I´m not sure that NIO was written to outperform the classic IO
(specific Socket). The idea behind NIO is that you do not have to
start a new Thread for every client since the underlaying operating
system more or less already created a Thread for that client (this I
think depends on the platform java is running on). Not creating a
seperate thread for each client has one very big advantage; it
simplifies all data handling. i.e. you want to write the data received
from a client to a datafile. In a multiple threaded program you have
to make sure that you are the only one writing to that file in a
single threaded program you just write you´re data (since you are
already sure you are the only thread writing data to the disk at that
moment). Unfortunately a single threaded program has some
disadvantages as well: if one client sends erronous data and causes
the thread to go into a locked state then this means all other client
handling is blocked as well. You say that the accept method is slow
and you´ve probably expected that NIO would solve this. Unfortunately
you still have to call the accept method although you are sure (by
using the selector) it will not block, it still has to initialize the
socket structure (which I think takes some time) and since the program
is single threaded all your clients have to wait.

> To test this behaviour I used a program that sequentially creates N
> connections to the server. The first server I wrote used an infinite loop
> that accepts sockets from a ServerSocket. The second server I wrote uses
> nio, selects on OP_ACCEPT and does a SelectionKey.accept(). This takes
> about 10 times longer.
>
> I'd also like to take advantage of multiprocessor architectures and spawn
> as many "worker threads" (taken from the IOCP voc.) as there are CPUs
> installed. Has anybody done this already ?


Dont know ? at least I have not

> Is it good practice to have multiple threads waiting on select() on the
> same Selector ?


No.....
I don´t understand why you want to use a combination of a Selector and
also use multiple Threads. In a multiprocessor environment a multi
threaded program will almost always outperform a single threaded
program (depending on the design of the programs and on the programs
algorithm). If you have already created multiple threads for different
connections and want to use one selector for that then it means that
you more or less block all threads until the selector wakes up again
and notifies the threads needed. To do this you have to create an
extra thread to handle the selector and have to create some
synchronized methods so that client threads can control this thread.
You´ve then created a complex system that uses a Selector.

I think the best pratice is to handle each client in a seperate
thread. To avoid the overkill of creating the threads you could create
a system where a thread can be reused over and over againg. Depending
on the number of clients and the number of processors (if these are
more or less static) you could use a selector in each thread where you
handle mulitple clients. This you should only do if you have a very
large number of clients connecting and a small number of CPUs.

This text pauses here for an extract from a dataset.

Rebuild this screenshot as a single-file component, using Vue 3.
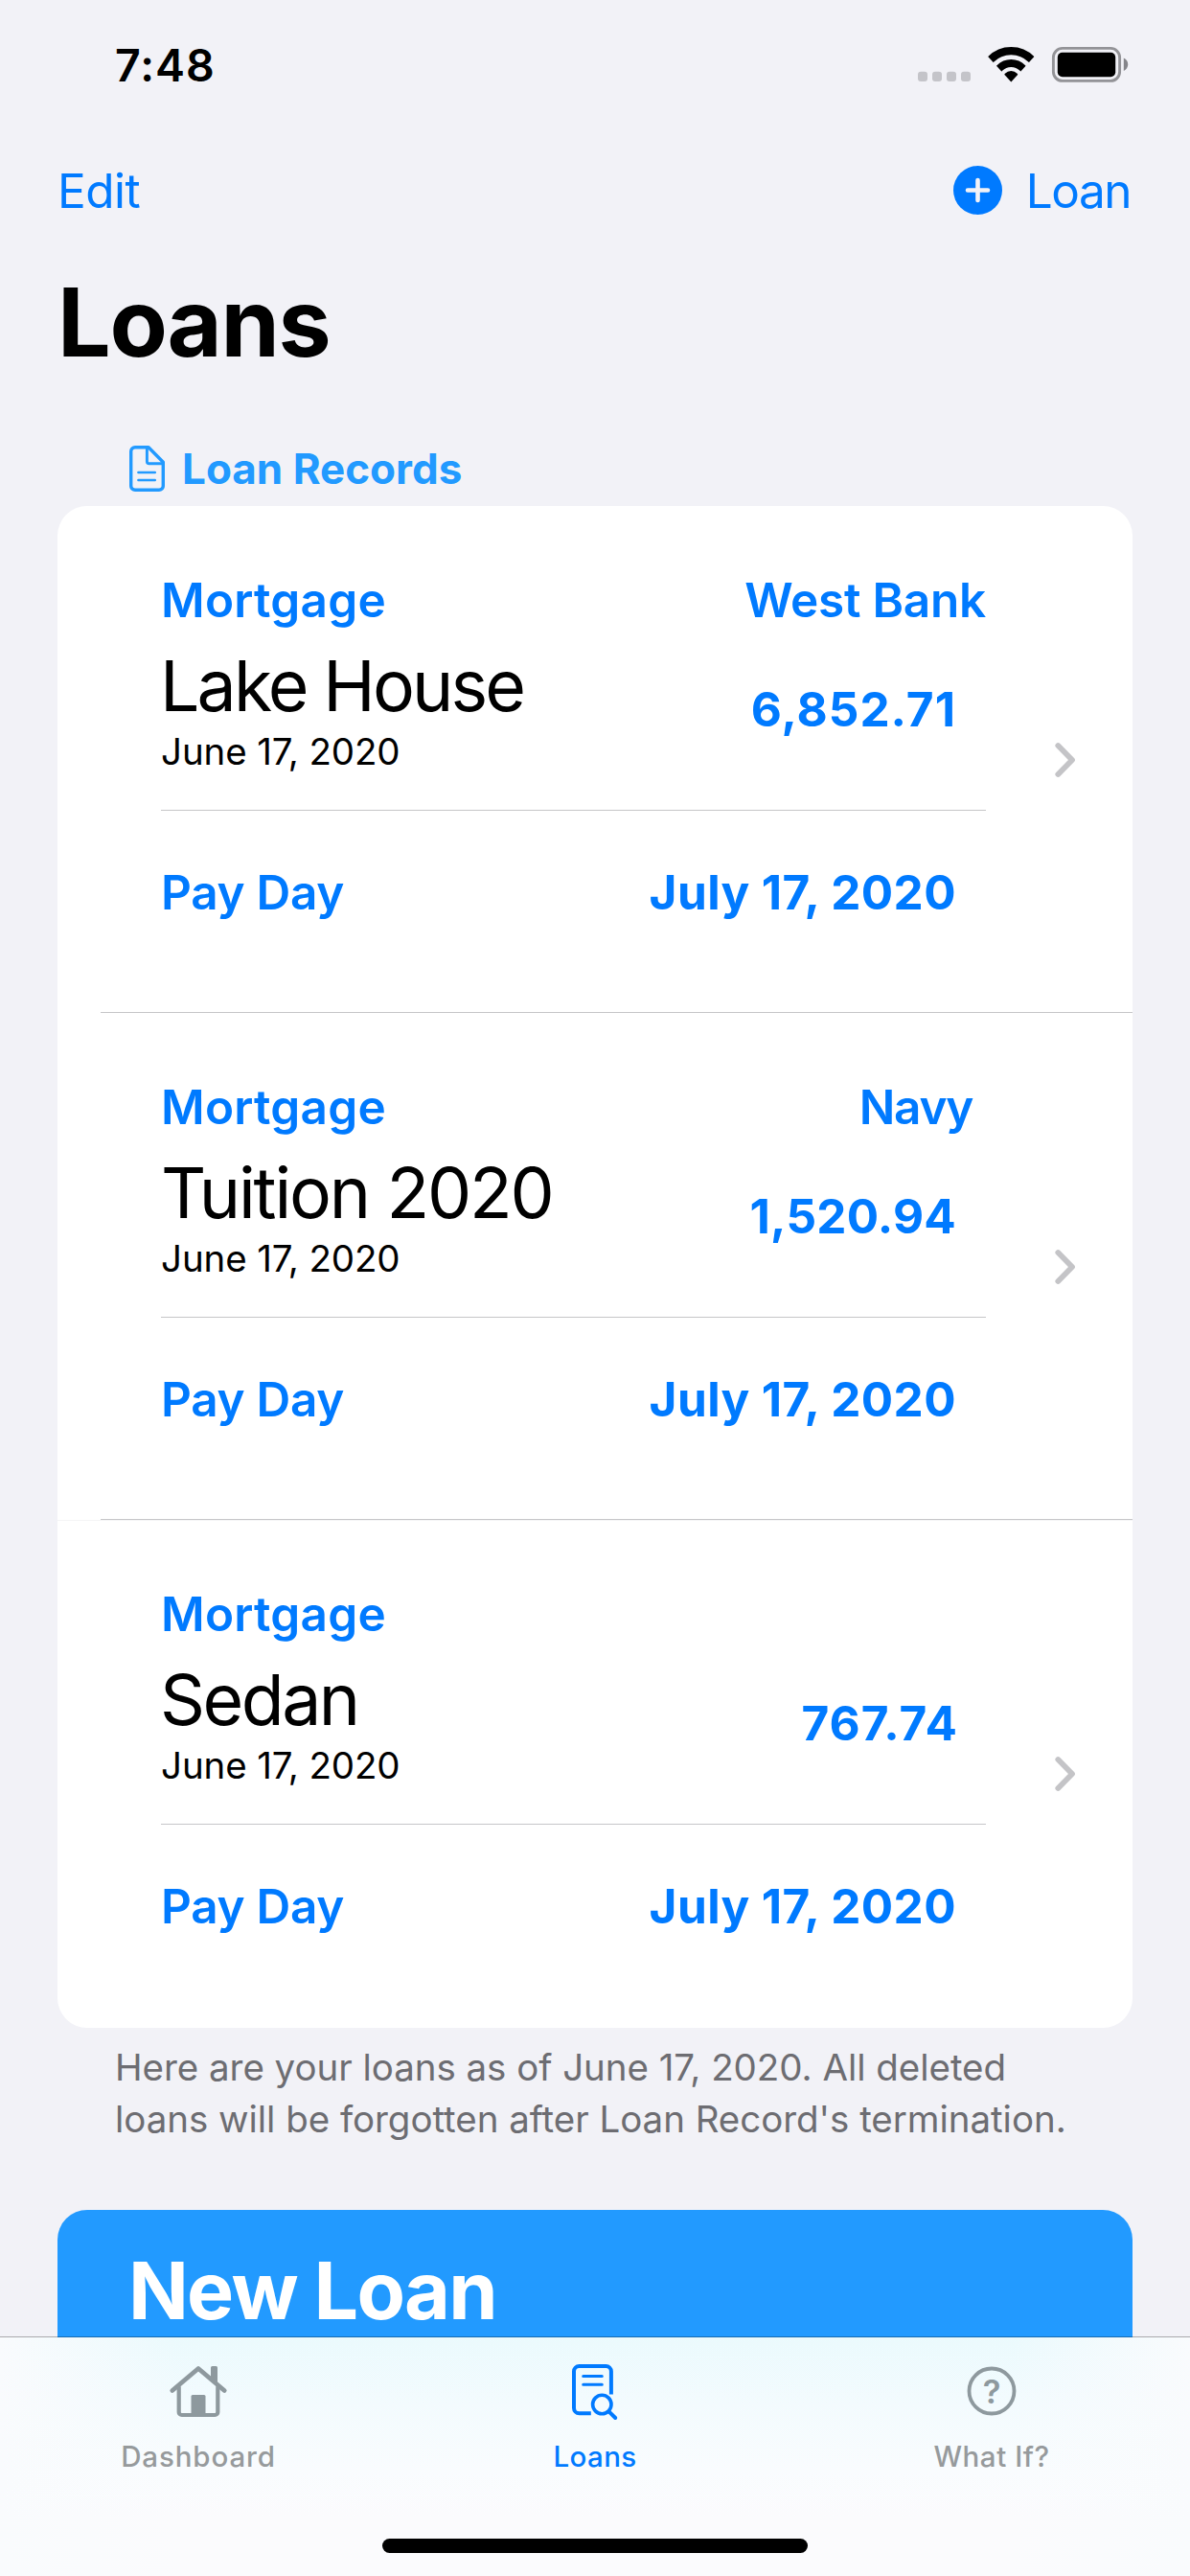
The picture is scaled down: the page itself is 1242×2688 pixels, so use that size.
<script setup>
const loans = [
  { kind: 'Mortgage', bank: 'West Bank', bankClass: 'wide', name: 'Lake House', nameClass: 'n-tight', date: 'June 17, 2020', amount: '6,852.71', amountClass: 'a-loose', payDay: 'July 17, 2020' },
  { kind: 'Mortgage', bank: 'Navy', bankClass: 'inset', name: 'Tuition 2020', nameClass: 'n-mid', date: 'June 17, 2020', amount: '1,520.94', amountClass: '', payDay: 'July 17, 2020' },
  { kind: 'Mortgage', bank: '', bankClass: '', name: 'Sedan', nameClass: 'n-short', date: 'June 17, 2020', amount: '767.74', amountClass: 'a-short', payDay: 'July 17, 2020' }
]
</script>

<template>
  <div class="screen">
    <header class="status">
      <span class="time">7:48</span>
      <svg class="status-icons" width="230" height="50" viewBox="955 43 230 50">
        <defs>
          <clipPath id="fan"><path d="M1055.3 85.4L1019.3 46H1091.3Z" /></clipPath>
        </defs>
        <g fill="#c4c4c9">
          <rect x="958" y="74.8" width="10" height="10.2" rx="3" />
          <rect x="973" y="74.8" width="10" height="10.2" rx="3" />
          <rect x="988" y="74.8" width="10" height="10.2" rx="3" />
          <rect x="1003" y="74.8" width="10" height="10.2" rx="3" />
        </g>
        <g clip-path="url(#fan)" fill="none" stroke="#000">
          <circle cx="1055.3" cy="83" r="29.9" stroke-width="8.2" />
          <circle cx="1055.3" cy="83" r="17" stroke-width="8" />
          <circle cx="1055.3" cy="83" r="9" fill="#000" stroke="none" />
        </g>
        <rect x="1099.4" y="50.4" width="69.2" height="34" rx="9.5" fill="none" stroke="#939397" stroke-width="2.9" />
        <rect x="1103.8" y="54.8" width="60.4" height="25.4" rx="5" />
        <path d="M1172.8 60.6a7.3 7.3 0 0 1 0 13.4z" fill="#85858a" />
      </svg>
    </header>

    <nav class="nav">
      <span class="edit">Edit</span>
      <span class="add">
        <svg width="51" height="51" viewBox="0 0 51 51">
          <circle cx="25.5" cy="25.5" r="25.5" fill="#007aff" />
          <path d="M25.5 15v21M15 25.5h21" stroke="#f2f2f7" stroke-width="4.6" stroke-linecap="round" />
        </svg>
        <span class="add-label">Loan</span>
      </span>
    </nav>

    <h1 class="title">Loans</h1>

    <div class="section">
      <svg width="37" height="48" viewBox="0 0 37 48" fill="none" stroke="#229aff" stroke-width="3.4" stroke-linejoin="round">
        <path d="M6 1.7H20L35.3 17.2V42a4.3 4.3 0 0 1-4.3 4.3H6A4.3 4.3 0 0 1 1.7 42V6A4.3 4.3 0 0 1 6 1.7Z" />
        <path d="M18.4 2V16.5a2.3 2.3 0 0 0 2.3 2.3H35" stroke-width="2.9" />
        <path d="M9.5 28H26.7M9.5 36H26.7" stroke-width="2.7" stroke-linecap="round" />
      </svg>
      <span>Loan Records</span>
    </div>

    <main class="card">
      <section v-for="loan in loans" :key="loan.name" class="loan">
        <div class="body">
          <div class="top">
            <div class="left">
              <div class="kind">{{ loan.kind }}</div>
              <div class="name" :class="loan.nameClass">{{ loan.name }}</div>
              <div class="date">{{ loan.date }}</div>
            </div>
            <div class="right">
              <div class="bank" :class="loan.bankClass">{{ loan.bank }}</div>
              <div class="amount" :class="loan.amountClass">{{ loan.amount }}</div>
            </div>
          </div>
          <div class="pay">
            <span class="pay-label">Pay Day</span>
            <span class="pay-date">{{ loan.payDay }}</span>
          </div>
        </div>
        <svg class="chevron" width="22" height="38" viewBox="0 0 22 38">
          <path d="M3.3 4L18 19L3.3 34" fill="none" stroke="#c4c4c7" stroke-width="5.8" stroke-linecap="round" stroke-linejoin="round" />
        </svg>
      </section>
    </main>

    <p class="note">Here are your loans as of June 17, 2020. All deleted<br>loans will be forgotten after Loan Record's termination.</p>

    <div class="new-loan">New Loan</div>

    <footer class="tabs">
      <div class="tab-row">
        <div class="tab">
          <svg width="72" height="64" viewBox="169.5 2463 72 64" fill="none" stroke="#8e999e" stroke-linecap="round" stroke-linejoin="round">
            <path d="M178.3 2494.5L205.5 2471.5L232.7 2494.5" stroke-width="4.8" />
            <path d="M185.2 2491V2517a3 3 0 0 0 3 3H222.8a3 3 0 0 0 3-3V2491" stroke-width="4.2" />
            <rect x="198" y="2499" width="15" height="21.5" rx="1.5" fill="#8e999e" stroke="none" />
            <path d="M218.5 2484V2470.5a1.5 1.5 0 0 1 1.5-1.5H224a1.5 1.5 0 0 1 1.5 1.5V2490Z" fill="#8e999e" stroke="none" />
          </svg>
          <span class="t1">Dashboard</span>
        </div>
        <div class="tab active">
          <svg width="72" height="64" viewBox="585 2463 72 64" fill="none" stroke="#007aff" stroke-width="4">
            <path d="M637.9 2498.5V2474.5a5.5 5.5 0 0 0-5.5-5.5H604.5a5.5 5.5 0 0 0-5.5 5.5V2512.8a5.5 5.5 0 0 0 5.5 5.5H616.8" />
            <path d="M608.7 2479.4H628.3M608.7 2488.3H628.3" stroke-width="3" stroke-linecap="round" />
            <circle cx="628.3" cy="2509" r="9.7" stroke-width="3.6" />
            <path d="M635.5 2516.3L642.2 2523" stroke-linecap="round" />
          </svg>
          <span class="t2">Loans</span>
        </div>
        <div class="tab">
          <svg width="72" height="64" viewBox="998.5 2463 72 64">
            <circle cx="1034.5" cy="2495" r="23.5" fill="none" stroke="#8e999e" stroke-width="3.8" />
            <text class="mark" x="1034.5" y="2507.6" text-anchor="middle">?</text>
          </svg>
          <span class="t3">What If?</span>
        </div>
      </div>
      <div class="home"></div>
    </footer>
  </div>
</template>

<style>
body {
  background: #f2f2f7;
}
</style>

<style scoped>
.screen {
  position: relative;
  width: 1242px;
  height: 2688px;
  overflow: hidden;
  background: #f2f2f7;
  color: #000;
  font-family: Inter, "Liberation Sans", sans-serif;
  white-space: nowrap;
}
svg {
  display: block;
  flex: none;
}
.status {
  display: flex;
  justify-content: space-between;
  align-items: center;
  height: 136px;
  padding: 0 57px 0 120px;
  box-sizing: border-box;
}
.time {
  font-size: 46.5px;
  font-weight: 600;
  letter-spacing: 1px;
}
.nav {
  display: flex;
  justify-content: space-between;
  align-items: center;
  height: 125px;
  padding: 0 62px 0 60px;
  color: #007aff;
  font-size: 49.5px;
}
.edit {
  letter-spacing: -0.5px;
}
.add {
  display: flex;
  align-items: center;
  gap: 25px;
}
.add-label {
  letter-spacing: -1.5px;
}
.title {
  margin: 0;
  padding-left: 60px;
  height: 150px;
  line-height: 150px;
  font-size: 98.6px;
  font-weight: 700;
  letter-spacing: -1.3px;
}
.section {
  display: flex;
  align-items: center;
  gap: 18px;
  margin-top: 39px;
  height: 78px;
  padding: 0 0 0 135px;
  color: #229aff;
  font-size: 44px;
  font-weight: 700;
}
.card {
  margin: 0 60px;
  padding-bottom: 1px;
  background: #fff;
  border-radius: 31px;
}
.loan {
  display: flex;
  align-items: center;
  height: 529px;
  padding-left: 108px;
  box-sizing: border-box;
}
.loan:not(:last-child) {
  background: linear-gradient(#c6c6c8, #c6c6c8) right bottom / 1077px 1px no-repeat;
}
.loan:last-child {
  background: linear-gradient(#f4f4f6, #f4f4f6) left top / 100% 1px no-repeat;
}
.body {
  width: 861px;
  height: 529px;
  box-sizing: border-box;
  padding-top: 68px;
}
.top {
  display: flex;
  justify-content: space-between;
  height: 250px;
  box-sizing: border-box;
  border-bottom: 1px solid #c6c6c8;
}
.kind,
.bank,
.amount,
.pay {
  color: #007aff;
  font-size: 49.5px;
  line-height: 60px;
  font-weight: 600;
}
.kind {
  letter-spacing: 0.25px;
}
.name {
  margin-top: 15px;
  height: 90px;
  line-height: 90px;
  font-size: 73.3px;
}
.n-tight {
  margin-left: -1px;
  letter-spacing: -2.85px;
}
.n-mid {
  letter-spacing: -2.15px;
}
.n-short {
  margin-left: -1px;
  letter-spacing: -2.5px;
}
.date {
  height: 46px;
  line-height: 46px;
  font-size: 38.5px;
  letter-spacing: -0.1px;
}
.right {
  text-align: right;
}
.bank {
  height: 60px;
}
.wide {
  letter-spacing: -0.25px;
}
.inset {
  letter-spacing: -1.3px;
  padding-right: 14px;
}
.amount {
  margin-top: 54px;
  padding-right: 31px;
  font-weight: 700;
  letter-spacing: 0.2px;
}
.a-loose {
  letter-spacing: 1px;
}
.a-short {
  padding-right: 29px;
  letter-spacing: 1px;
}
.pay {
  display: flex;
  justify-content: space-between;
  margin-top: 55px;
  padding-right: 31px;
}
.pay-label {
  letter-spacing: -0.3px;
}
.pay-date {
  font-weight: 700;
  letter-spacing: 0.42px;
}
.chevron {
  margin-left: 72px;
}
.note {
  margin: 14px 0 0 120px;
  color: #6d6d72;
  font-size: 38.5px;
  line-height: 54px;
  letter-spacing: -0.04px;
}
.new-loan {
  margin: 68px 60px 0;
  height: 300px;
  padding-left: 74px;
  border-radius: 31px;
  background: #229aff;
  color: #fff;
  font-size: 82.5px;
  line-height: 168px;
  font-weight: 700;
  letter-spacing: -1.76px;
}
.tabs {
  position: absolute;
  left: 0;
  right: 0;
  bottom: 0;
  height: 250px;
  box-sizing: border-box;
  border-top: 1px solid rgba(0, 0, 0, 0.3);
  background:
    linear-gradient(90deg, #f9fbfd, rgba(249, 251, 253, 0) 15%, rgba(249, 251, 253, 0) 85%, #f9fbfd) padding-box,
    linear-gradient(#ebfafd, #f3fbfe 28%, #f9fcfe 55%, #fbfbfd 75%) padding-box;
}
.tab-row {
  display: flex;
  padding-top: 24px;
}
.tab {
  flex: 1 1 0;
  display: flex;
  flex-direction: column;
  align-items: center;
  color: #969a9c;
  font-size: 29.5px;
  line-height: 36px;
  font-weight: 500;
}
.tab svg {
  margin-bottom: 18px;
}
.active {
  color: #007aff;
}
.t1 {
  letter-spacing: 0.86px;
}
.t2 {
  letter-spacing: 0.4px;
}
.t3 {
  letter-spacing: 0.54px;
}
.mark {
  font: 600 34.5px Inter, "Liberation Sans", sans-serif;
  fill: #8e999e;
}
.home {
  width: 444px;
  height: 15px;
  margin: 68px auto 0;
  border-radius: 8px;
  background: #000;
}
</style>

> How can I register a Channel with a selector while one thread is in
> Selector.select() and have this thread process incoming events ? What
> I've done so far is loop on selects() with a timeout but this surely
> isn't good practice.


I don´t think you want to access a Selector with different threads
(this is IMO absolutely BAD practice). You could create an extra class
with a thread handling the selector and the other threads communicate
with this thread via methods (as described above) but try to avoid
multiple access on the Selector object itself. Maybe you can think of
a Selector as an object to coordinate your data handling and not to
handle the data itself.

> I'm saddened to see that as I wrote it the 1 thread/client outperforms
> the nio one...


Don´t think this has to do with NIO ... this has to do with the use of
the Selector (which is just one part of NIO).

> Here comes the code :


And I removed it
 
Reply With Quote
 
 
 
 
John C. Bollinger
Guest
Posts: n/a
 
      12-15-2003
Cyrille "cns" Szymanski wrote:
> I'm benchmarking several server io strategies and for that purpose I've
> built two simplistic Java ECHO servers.


Good move. Test, don't assume.

> One of the server implementation takes advantage of the java.nio API.
> However it (my implementation) is slower than the classic 1 thread /
> client server. I've managed to find out (thanks to the profiler) that the
> accept() function call was slowing down the process. The strange thing is
> that I'm calling accept() only when SelectionKey.isAcceptable() and thus
> this operation should be fast, right ? Issues ?


The actual profiler output might be useful here. It may be the case
that your implementation is buggy; I am not an NIO expert, but my
analysis of your code shows at least one or two possible problems (see
below). The problems may or may not have anything to do with your slow
accepts.

More importantly, however, you should consider whether your test
scenario is a good model for the application you plan. Slow accepts are
a problem only if accepting new connections is expected to be a
significant part of your service's work, which might not be the case.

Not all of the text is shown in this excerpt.